What challenges have you faced as an artist, and how have you overcome them?
I have struggled with naming or systematizing my work. Once named, complex ideas can feel translated and fixed within a system. I see the creative process as ongoing change that resists categorization. Yet as an artist, one must sometimes be positioned within systems.
Over time, I realized that naming and resisting naming exist in dialogue. Fluidity emerges in resistance to structure, and structure makes fluidity visible. The artist stands between these two conditions. Naming does not only restrict imagination; it can also make it possible to move beyond it. Without structure, resistance risks becoming arbitrary. I am learning to remain in that tension.

What projects are you currently working on, and what can we expect from you in the future?

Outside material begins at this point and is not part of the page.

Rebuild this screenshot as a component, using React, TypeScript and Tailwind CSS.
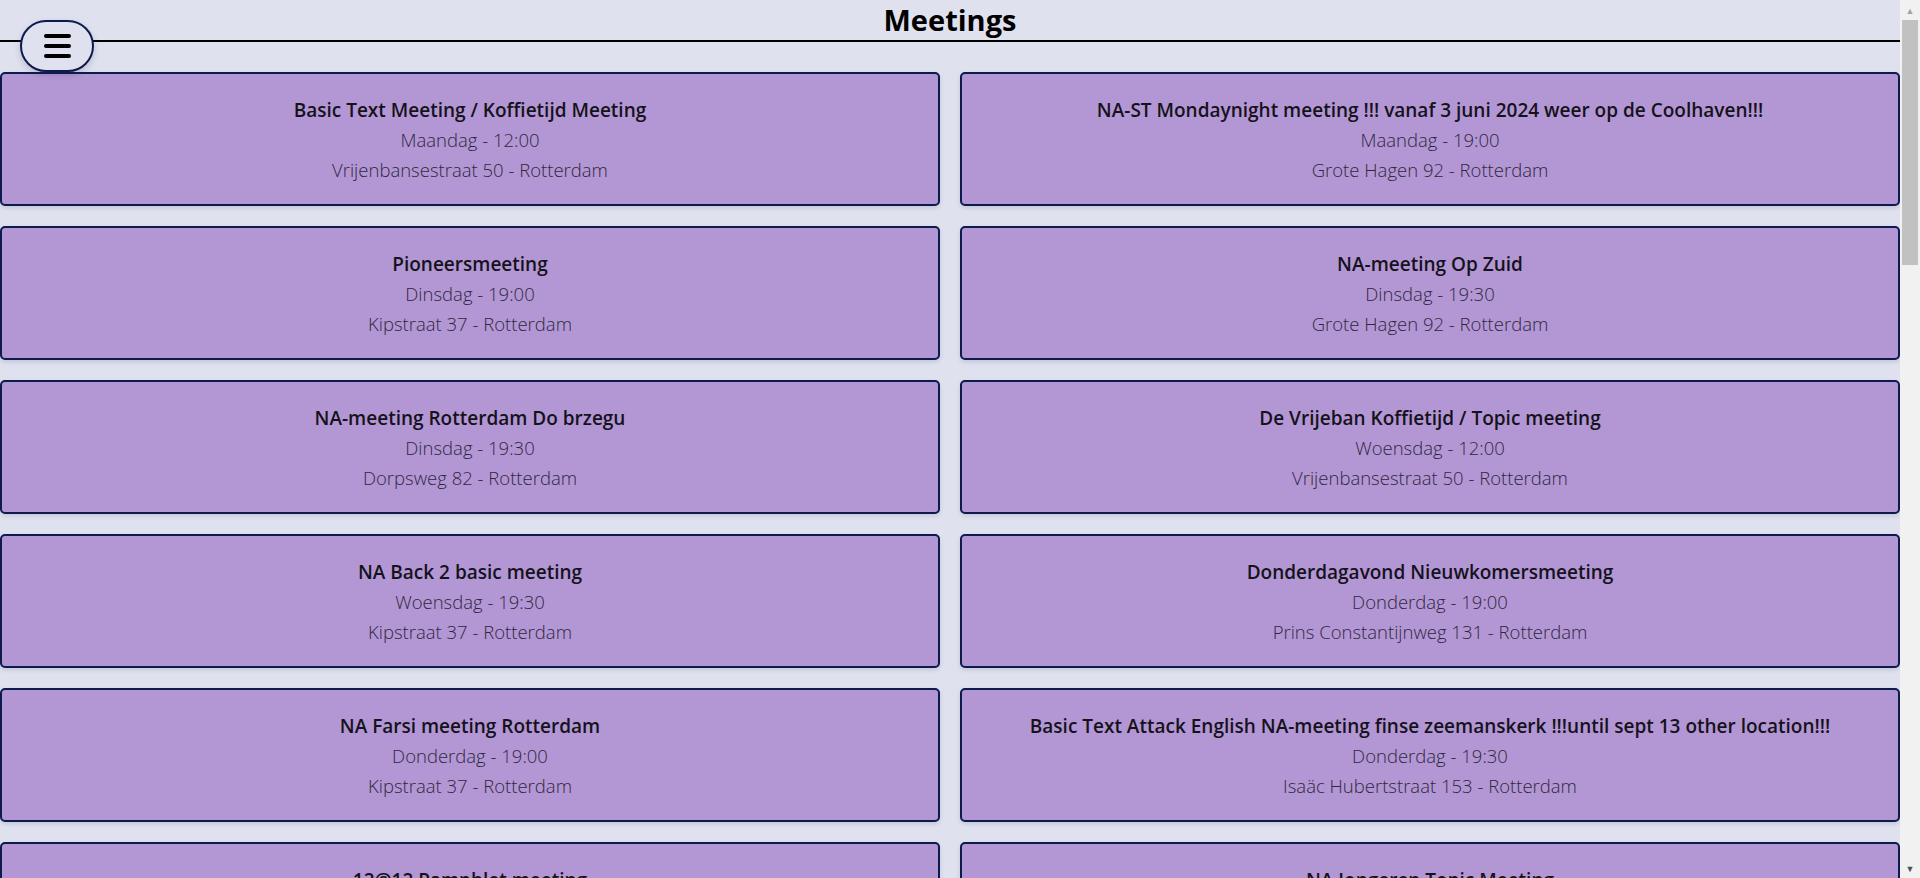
import React from "react";

type Meeting = { name: string; when: string; where: string };

const meetings: Meeting[] = [
  { name: "Basic Text Meeting / Koffietijd Meeting", when: "Maandag - 12:00", where: "Vrijenbansestraat 50 - Rotterdam" },
  { name: "NA-ST Mondaynight meeting !!! vanaf 3 juni 2024 weer op de Coolhaven!!!", when: "Maandag - 19:00", where: "Grote Hagen 92 - Rotterdam" },
  { name: "Pioneersmeeting", when: "Dinsdag - 19:00", where: "Kipstraat 37 - Rotterdam" },
  { name: "NA-meeting Op Zuid", when: "Dinsdag - 19:30", where: "Grote Hagen 92 - Rotterdam" },
  { name: "NA-meeting Rotterdam Do brzegu", when: "Dinsdag - 19:30", where: "Dorpsweg 82 - Rotterdam" },
  { name: "De Vrijeban Koffietijd / Topic meeting", when: "Woensdag - 12:00", where: "Vrijenbansestraat 50 - Rotterdam" },
  { name: "NA Back 2 basic meeting", when: "Woensdag - 19:30", where: "Kipstraat 37 - Rotterdam" },
  { name: "Donderdagavond Nieuwkomersmeeting", when: "Donderdag - 19:00", where: "Prins Constantijnweg 131 - Rotterdam" },
  { name: "NA Farsi meeting Rotterdam", when: "Donderdag - 19:00", where: "Kipstraat 37 - Rotterdam" },
  { name: "Basic Text Attack English NA-meeting finse zeemanskerk !!!until sept 13 other location!!!", when: "Donderdag - 19:30", where: "Isaäc Hubertstraat 153 - Rotterdam" },
  { name: "12@12 Pamphlet meeting", when: "Vrijdag - 12:00", where: "Vrijenbansestraat 50 - Rotterdam" },
  { name: "NA Jongeren Topic Meeting", when: "Vrijdag - 19:00", where: "Kipstraat 37 - Rotterdam" },
];

function MeetingCard({ m }: { m: Meeting }) {
  return (
    <div className="h-[134px] shrink-0 rounded-[5px] border-2 border-[#0c1b4b] bg-[#b397d4] pt-[21px] pb-[19px] px-4 text-center shadow-[0_2px_4px_rgba(40,40,80,0.15)]">
      <div className="text-[19px] leading-[30px] font-semibold text-[#15121c] whitespace-nowrap">{m.name}</div>
      <div className="text-[18.5px] leading-[30px] font-light text-[#30273f]">{m.when}</div>
      <div className="text-[18.5px] leading-[30px] font-light text-[#30273f]">{m.where}</div>
    </div>
  );
}

function FakeScrollbar() {
  return (
    <div className="w-[20px] h-[878px] shrink-0 bg-[#f1f1f1] flex flex-col items-center">
      <div className="h-[20px] w-full flex items-center justify-center text-[9px] leading-none text-[#a3a3a3]">▲</div>
      <div className="w-[16px] h-[245px] bg-[#c1c1c1]" />
      <div className="flex-1" />
      <div className="h-[20px] w-full flex items-center justify-center text-[9px] leading-none text-[#505050]">▼</div>
    </div>
  );
}

export default function App() {
  return (
    <div
      className="h-[878px] overflow-hidden bg-[#e0e1ef] flex"
      style={{ fontFamily: '"Open Sans", "Noto Sans", sans-serif' }}
    >
      <div className="relative flex-1 min-w-0 h-[878px] overflow-hidden">
        <header className="h-[42px] border-b-2 border-black flex items-center justify-center">
          <h1 className="text-[29px] leading-[40px] font-bold text-black">Meetings</h1>
        </header>
        <button
          type="button"
          aria-label="Menu"
          className="absolute left-[20px] top-[20px] w-[74px] h-[52px] rounded-full border-2 border-[#0c1b4b] bg-[#e0e1ef] flex flex-col items-center justify-center gap-[6px] shadow-[0_3px_6px_rgba(40,40,80,0.2)]"
        >
          <span className="block w-[27px] h-[4px] rounded-full bg-black" />
          <span className="block w-[27px] h-[4px] rounded-full bg-black" />
          <span className="block w-[27px] h-[4px] rounded-full bg-black" />
        </button>
        <main className="grid grid-cols-2 gap-x-[20px] gap-y-[20px] pt-[30px] pb-[30px]">
          {meetings.map((m, i) => (
            <MeetingCard key={i} m={m} />
          ))}
        </main>
      </div>
      <FakeScrollbar />
    </div>
  );
}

Recently, I have simplified visual elements such as color and form. When the language becomes simpler, the methodology becomes more visible, and painting begins to feel sculptural. It recalls aspects of Korean Dansaekhwa, though my approach emphasizes transformation and variation.
I hope my work becomes more concise — not to emphasize visual pleasure alone, but to reveal the structure and logic that produce form. I am interested in how process and result can become inseparable.
I am also exploring silkscreen as a methodology, and how it can intersect with painting. I want to move beyond reproduction or minor variation, and instead pursue expansion, embrace failure, and serious yet humorous challenges. By articulating this intention in writing, I trust it will guide my work forward.